**Job**
Present each line of the entries below that holds the word "screenshot".

**Material**
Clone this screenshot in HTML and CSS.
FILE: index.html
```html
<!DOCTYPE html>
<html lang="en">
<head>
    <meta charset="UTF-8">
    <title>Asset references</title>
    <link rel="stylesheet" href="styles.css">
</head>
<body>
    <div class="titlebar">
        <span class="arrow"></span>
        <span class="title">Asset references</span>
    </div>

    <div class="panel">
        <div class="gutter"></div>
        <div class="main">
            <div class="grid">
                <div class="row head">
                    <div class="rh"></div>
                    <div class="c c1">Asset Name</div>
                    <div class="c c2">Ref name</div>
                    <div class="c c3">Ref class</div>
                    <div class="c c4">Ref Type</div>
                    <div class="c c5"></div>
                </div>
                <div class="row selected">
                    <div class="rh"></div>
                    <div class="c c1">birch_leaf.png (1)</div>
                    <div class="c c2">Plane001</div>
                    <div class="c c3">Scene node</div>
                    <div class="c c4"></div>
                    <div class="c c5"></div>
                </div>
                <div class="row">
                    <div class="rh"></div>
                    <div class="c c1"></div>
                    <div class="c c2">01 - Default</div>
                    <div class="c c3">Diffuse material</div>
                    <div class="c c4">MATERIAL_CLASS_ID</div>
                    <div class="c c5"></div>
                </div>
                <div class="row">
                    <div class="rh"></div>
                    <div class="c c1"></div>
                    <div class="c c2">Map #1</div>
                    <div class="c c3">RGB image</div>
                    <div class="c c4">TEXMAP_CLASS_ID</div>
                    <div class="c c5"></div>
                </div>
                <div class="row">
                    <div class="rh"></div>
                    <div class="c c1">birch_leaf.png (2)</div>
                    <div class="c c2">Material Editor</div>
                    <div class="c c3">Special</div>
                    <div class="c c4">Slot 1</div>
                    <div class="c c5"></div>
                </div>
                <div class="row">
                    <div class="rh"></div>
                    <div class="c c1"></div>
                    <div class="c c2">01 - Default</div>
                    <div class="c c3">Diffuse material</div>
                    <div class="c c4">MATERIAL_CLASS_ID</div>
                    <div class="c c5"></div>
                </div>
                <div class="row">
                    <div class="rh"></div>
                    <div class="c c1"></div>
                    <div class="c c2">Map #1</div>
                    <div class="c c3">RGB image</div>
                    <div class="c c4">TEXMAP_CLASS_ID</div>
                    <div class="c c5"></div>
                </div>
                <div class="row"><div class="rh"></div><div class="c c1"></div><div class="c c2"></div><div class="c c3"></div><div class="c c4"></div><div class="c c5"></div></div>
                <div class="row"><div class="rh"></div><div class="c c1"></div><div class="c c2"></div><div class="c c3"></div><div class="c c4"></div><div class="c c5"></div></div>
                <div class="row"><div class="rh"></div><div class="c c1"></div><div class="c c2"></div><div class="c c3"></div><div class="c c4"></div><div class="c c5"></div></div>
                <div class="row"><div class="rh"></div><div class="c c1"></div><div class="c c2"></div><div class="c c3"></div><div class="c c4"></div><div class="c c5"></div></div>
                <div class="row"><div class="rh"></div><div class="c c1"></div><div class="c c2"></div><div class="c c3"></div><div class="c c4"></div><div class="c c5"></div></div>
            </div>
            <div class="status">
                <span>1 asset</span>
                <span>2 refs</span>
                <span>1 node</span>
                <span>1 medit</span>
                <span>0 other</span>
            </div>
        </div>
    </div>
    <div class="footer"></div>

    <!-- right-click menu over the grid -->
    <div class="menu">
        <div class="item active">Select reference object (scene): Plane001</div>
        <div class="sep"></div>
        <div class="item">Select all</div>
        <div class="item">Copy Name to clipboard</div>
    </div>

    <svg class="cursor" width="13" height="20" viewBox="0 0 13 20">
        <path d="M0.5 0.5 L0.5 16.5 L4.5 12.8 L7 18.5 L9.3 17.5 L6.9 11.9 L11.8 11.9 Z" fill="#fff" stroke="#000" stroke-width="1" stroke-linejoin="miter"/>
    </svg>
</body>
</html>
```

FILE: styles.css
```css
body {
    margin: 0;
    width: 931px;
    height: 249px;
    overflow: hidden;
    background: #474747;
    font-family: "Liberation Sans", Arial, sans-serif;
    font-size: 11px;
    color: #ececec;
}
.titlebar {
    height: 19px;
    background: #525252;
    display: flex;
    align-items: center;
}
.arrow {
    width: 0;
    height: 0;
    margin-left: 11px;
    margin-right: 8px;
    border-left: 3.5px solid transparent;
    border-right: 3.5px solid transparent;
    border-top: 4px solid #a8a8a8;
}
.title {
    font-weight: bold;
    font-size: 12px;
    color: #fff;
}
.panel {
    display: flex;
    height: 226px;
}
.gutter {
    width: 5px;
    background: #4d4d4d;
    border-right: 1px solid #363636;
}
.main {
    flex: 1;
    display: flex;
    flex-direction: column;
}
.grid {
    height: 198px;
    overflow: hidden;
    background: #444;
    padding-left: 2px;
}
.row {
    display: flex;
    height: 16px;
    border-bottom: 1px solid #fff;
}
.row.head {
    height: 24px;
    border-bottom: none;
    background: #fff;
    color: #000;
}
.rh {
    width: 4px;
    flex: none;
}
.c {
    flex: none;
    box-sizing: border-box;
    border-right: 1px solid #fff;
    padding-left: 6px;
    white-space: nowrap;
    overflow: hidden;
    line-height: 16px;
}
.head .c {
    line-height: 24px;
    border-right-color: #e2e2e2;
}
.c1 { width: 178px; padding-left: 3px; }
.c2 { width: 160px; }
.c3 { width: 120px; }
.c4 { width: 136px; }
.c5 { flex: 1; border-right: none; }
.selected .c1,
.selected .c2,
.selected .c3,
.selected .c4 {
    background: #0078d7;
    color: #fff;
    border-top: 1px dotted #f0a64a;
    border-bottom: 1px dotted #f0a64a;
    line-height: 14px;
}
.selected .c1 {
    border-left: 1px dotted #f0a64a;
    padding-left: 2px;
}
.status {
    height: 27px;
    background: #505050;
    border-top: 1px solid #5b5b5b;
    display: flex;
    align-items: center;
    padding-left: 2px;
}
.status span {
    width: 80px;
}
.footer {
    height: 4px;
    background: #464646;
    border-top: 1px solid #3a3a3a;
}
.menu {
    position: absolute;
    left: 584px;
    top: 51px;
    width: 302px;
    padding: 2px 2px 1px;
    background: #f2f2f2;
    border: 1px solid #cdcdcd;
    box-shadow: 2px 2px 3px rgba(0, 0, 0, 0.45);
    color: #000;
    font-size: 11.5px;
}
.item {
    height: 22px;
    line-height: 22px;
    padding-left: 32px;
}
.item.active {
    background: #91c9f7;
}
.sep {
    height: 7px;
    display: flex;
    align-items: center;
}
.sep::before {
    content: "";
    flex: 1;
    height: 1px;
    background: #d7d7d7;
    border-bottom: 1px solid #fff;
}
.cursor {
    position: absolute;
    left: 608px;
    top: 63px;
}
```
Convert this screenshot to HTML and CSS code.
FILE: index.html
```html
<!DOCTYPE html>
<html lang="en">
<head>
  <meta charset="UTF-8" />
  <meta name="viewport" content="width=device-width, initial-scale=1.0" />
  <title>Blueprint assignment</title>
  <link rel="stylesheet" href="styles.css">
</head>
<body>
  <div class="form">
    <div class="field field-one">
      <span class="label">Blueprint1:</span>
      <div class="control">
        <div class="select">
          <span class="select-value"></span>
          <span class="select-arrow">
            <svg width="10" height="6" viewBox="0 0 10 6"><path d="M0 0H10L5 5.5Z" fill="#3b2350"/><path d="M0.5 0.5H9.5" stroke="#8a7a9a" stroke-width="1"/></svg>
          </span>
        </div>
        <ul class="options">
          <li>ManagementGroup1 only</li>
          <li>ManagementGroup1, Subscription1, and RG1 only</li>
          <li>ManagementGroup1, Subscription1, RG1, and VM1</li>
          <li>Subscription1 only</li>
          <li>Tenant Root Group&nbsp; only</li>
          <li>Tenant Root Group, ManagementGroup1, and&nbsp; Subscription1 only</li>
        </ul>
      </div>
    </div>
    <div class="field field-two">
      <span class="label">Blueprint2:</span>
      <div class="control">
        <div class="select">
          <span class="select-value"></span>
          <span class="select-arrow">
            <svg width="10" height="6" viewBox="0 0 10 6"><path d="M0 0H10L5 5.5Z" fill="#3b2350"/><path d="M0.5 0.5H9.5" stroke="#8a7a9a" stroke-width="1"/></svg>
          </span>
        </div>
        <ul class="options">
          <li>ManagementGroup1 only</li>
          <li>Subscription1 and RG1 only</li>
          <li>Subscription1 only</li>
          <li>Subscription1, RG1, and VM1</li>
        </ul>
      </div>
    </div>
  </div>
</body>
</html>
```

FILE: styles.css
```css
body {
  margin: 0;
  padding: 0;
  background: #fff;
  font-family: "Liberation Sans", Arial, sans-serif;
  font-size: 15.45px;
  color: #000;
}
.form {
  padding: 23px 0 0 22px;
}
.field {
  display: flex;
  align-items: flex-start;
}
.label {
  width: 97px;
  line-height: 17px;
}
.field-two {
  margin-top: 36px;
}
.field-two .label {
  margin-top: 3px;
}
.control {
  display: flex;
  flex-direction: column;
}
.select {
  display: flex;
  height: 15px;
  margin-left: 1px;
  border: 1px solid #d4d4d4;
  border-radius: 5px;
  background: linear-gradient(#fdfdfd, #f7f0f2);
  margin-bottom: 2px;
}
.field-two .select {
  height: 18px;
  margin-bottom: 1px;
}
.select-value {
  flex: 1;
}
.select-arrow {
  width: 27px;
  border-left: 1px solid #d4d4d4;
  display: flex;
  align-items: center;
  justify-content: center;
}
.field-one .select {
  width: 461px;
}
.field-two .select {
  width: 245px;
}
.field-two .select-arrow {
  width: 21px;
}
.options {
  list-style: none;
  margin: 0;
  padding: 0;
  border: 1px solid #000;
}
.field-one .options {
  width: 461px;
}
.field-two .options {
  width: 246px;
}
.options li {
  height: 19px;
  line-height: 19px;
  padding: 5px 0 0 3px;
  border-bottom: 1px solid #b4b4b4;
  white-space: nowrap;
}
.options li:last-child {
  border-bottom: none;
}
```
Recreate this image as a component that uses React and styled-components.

**Response to the task**
Clone this screenshot in HTML and CSS.
Convert this screenshot to HTML and CSS code.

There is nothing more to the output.